** Start Available data **
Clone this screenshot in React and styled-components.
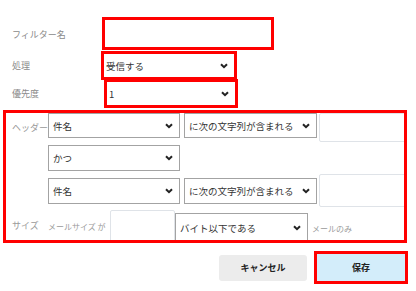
** End Available data **
** Start Available data **
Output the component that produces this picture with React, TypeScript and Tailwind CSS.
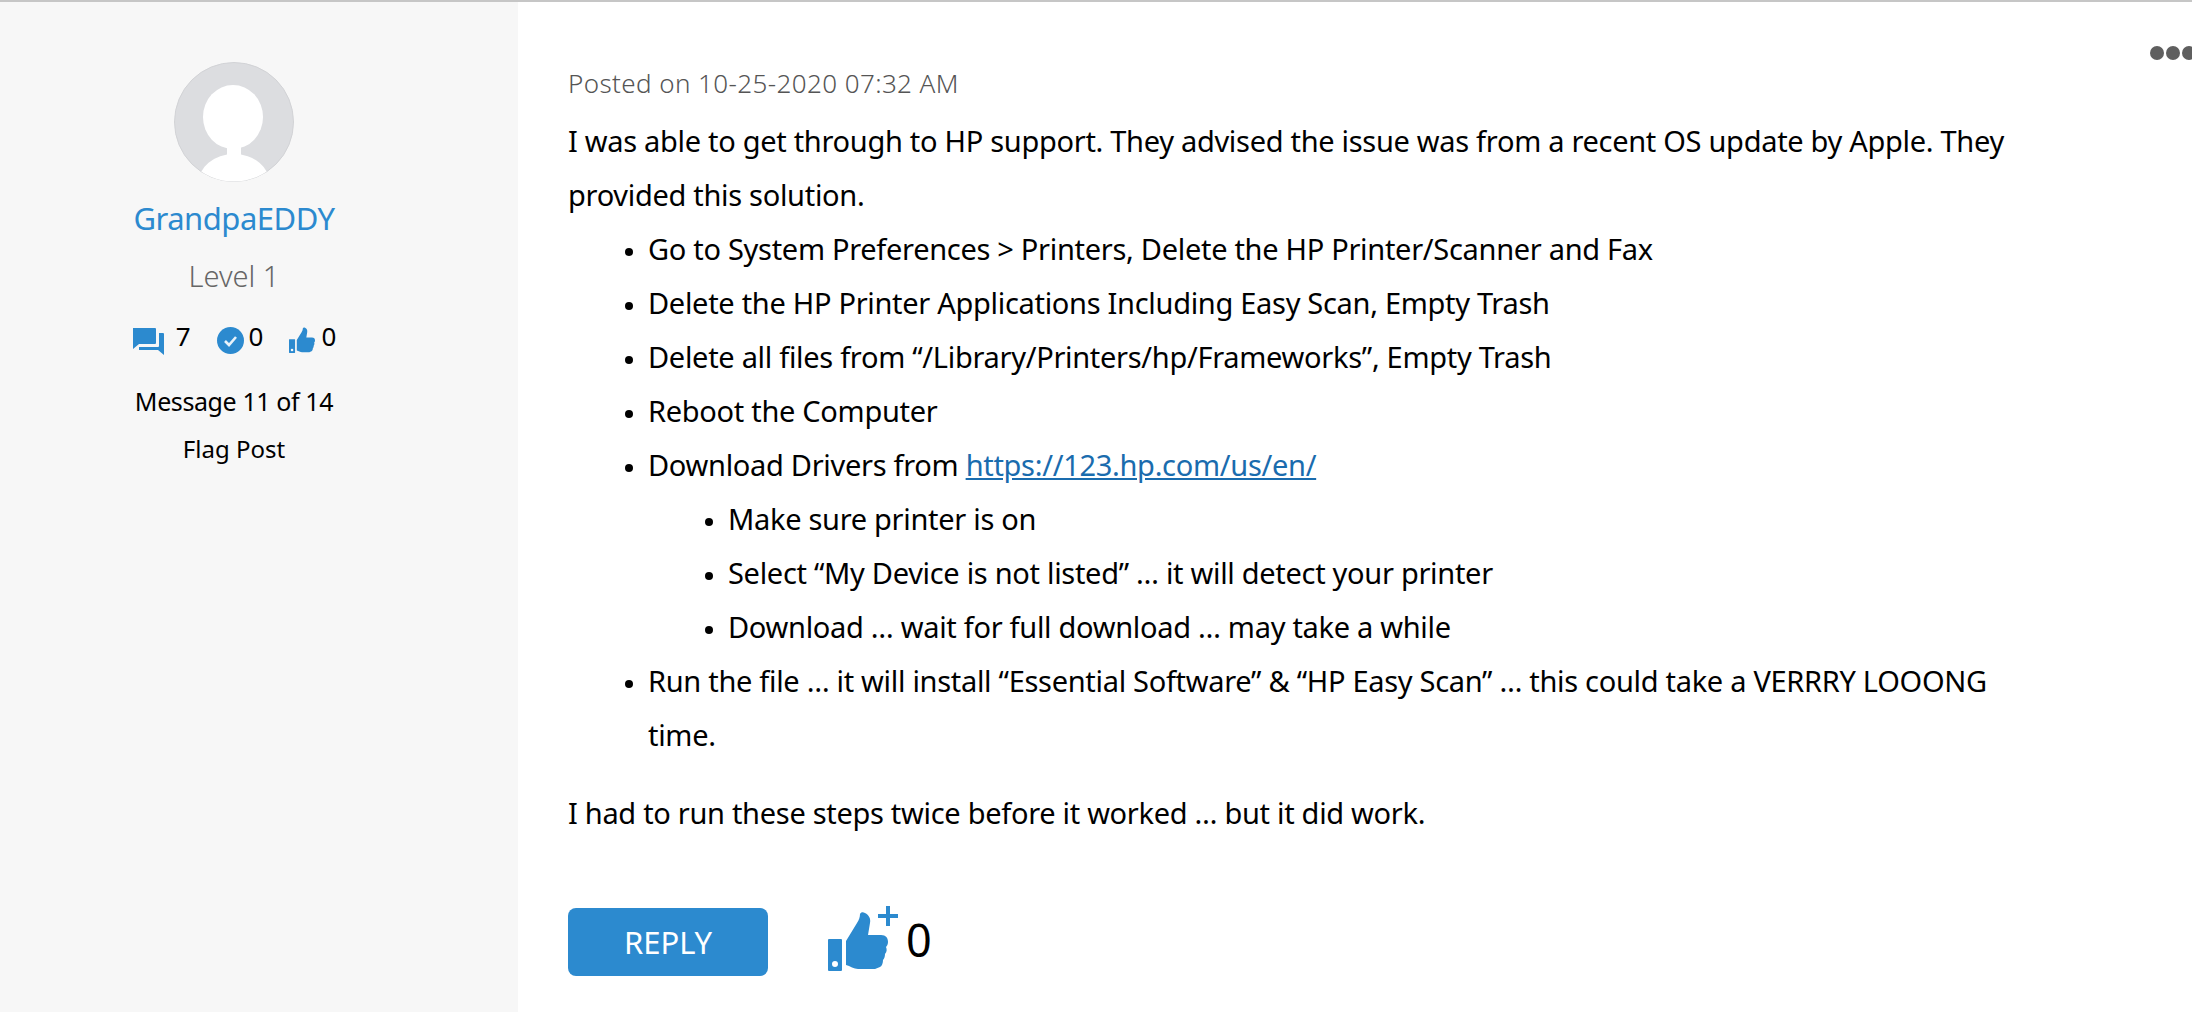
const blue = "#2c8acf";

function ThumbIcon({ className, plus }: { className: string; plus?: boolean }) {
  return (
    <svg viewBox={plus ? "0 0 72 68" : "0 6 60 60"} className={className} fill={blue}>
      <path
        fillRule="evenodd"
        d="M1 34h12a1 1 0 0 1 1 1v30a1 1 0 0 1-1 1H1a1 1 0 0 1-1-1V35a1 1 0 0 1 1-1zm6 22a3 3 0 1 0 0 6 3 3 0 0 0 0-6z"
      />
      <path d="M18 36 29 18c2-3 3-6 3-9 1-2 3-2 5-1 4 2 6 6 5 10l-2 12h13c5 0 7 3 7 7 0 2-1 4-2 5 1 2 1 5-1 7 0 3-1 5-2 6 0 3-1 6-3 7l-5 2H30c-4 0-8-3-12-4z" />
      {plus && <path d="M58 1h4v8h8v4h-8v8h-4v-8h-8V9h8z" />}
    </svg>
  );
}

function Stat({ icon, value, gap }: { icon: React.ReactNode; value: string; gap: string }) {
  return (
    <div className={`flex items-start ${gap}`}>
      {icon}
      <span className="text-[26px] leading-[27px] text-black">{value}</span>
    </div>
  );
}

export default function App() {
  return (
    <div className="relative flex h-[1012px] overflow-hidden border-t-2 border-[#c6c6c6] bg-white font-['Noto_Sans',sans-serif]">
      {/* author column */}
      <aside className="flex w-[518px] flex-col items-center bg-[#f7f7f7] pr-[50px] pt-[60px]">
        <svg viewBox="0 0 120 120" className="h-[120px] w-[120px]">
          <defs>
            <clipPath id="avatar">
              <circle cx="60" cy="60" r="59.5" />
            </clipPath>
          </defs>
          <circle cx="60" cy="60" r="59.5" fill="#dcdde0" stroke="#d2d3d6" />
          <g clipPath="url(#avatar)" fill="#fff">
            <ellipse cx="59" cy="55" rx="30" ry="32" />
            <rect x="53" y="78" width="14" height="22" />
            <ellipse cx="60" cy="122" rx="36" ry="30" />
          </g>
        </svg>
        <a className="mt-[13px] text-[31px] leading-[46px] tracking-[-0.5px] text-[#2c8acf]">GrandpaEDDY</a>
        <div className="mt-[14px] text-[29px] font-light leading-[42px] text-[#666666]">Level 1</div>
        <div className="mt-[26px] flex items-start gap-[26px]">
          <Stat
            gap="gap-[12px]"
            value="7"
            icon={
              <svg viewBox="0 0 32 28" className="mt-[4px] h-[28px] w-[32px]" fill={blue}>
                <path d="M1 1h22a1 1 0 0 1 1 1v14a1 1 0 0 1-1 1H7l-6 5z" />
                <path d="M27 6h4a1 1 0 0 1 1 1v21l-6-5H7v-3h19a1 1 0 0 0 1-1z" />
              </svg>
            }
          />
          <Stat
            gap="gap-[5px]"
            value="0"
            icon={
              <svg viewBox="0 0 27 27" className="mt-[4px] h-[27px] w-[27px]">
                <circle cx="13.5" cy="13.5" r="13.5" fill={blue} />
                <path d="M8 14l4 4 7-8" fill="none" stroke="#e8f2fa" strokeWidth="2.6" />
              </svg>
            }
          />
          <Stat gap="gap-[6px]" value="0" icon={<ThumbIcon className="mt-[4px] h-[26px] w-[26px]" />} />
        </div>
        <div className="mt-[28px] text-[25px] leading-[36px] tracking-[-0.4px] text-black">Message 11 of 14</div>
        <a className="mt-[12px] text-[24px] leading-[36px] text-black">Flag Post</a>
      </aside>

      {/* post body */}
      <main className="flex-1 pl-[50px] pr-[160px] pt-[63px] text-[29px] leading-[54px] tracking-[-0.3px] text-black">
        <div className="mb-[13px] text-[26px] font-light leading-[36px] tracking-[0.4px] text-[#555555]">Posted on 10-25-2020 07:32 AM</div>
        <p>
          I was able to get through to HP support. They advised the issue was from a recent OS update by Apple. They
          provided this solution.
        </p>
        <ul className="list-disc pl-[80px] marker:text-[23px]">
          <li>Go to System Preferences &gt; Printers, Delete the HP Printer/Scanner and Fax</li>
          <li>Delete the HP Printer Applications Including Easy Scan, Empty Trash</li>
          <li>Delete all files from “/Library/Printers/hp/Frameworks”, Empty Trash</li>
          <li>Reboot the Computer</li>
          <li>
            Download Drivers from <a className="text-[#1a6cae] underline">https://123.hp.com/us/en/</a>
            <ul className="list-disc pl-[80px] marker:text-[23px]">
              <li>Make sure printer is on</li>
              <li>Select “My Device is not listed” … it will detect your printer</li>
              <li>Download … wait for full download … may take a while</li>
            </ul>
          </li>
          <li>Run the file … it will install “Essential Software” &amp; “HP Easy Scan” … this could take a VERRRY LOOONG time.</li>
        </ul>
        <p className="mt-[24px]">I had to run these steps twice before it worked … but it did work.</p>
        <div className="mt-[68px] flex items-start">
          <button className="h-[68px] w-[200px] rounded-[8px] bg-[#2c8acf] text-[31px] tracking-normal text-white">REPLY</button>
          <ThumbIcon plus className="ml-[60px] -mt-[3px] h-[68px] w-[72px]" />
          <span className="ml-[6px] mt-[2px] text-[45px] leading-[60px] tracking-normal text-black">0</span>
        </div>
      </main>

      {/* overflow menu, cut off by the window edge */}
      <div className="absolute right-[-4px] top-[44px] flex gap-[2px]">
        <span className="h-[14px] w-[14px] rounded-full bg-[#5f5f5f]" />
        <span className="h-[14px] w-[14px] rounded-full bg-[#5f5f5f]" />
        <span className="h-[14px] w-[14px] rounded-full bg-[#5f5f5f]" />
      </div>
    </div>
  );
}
** End Available data **
Find the lines above that contain the word "React" and collect them.

Clone this screenshot in React and styled-components.
Output the component that produces this picture with React, TypeScript and Tailwind CSS.
function Stat({ icon, value, gap }: { icon: React.ReactNode; value: string; gap: string }) {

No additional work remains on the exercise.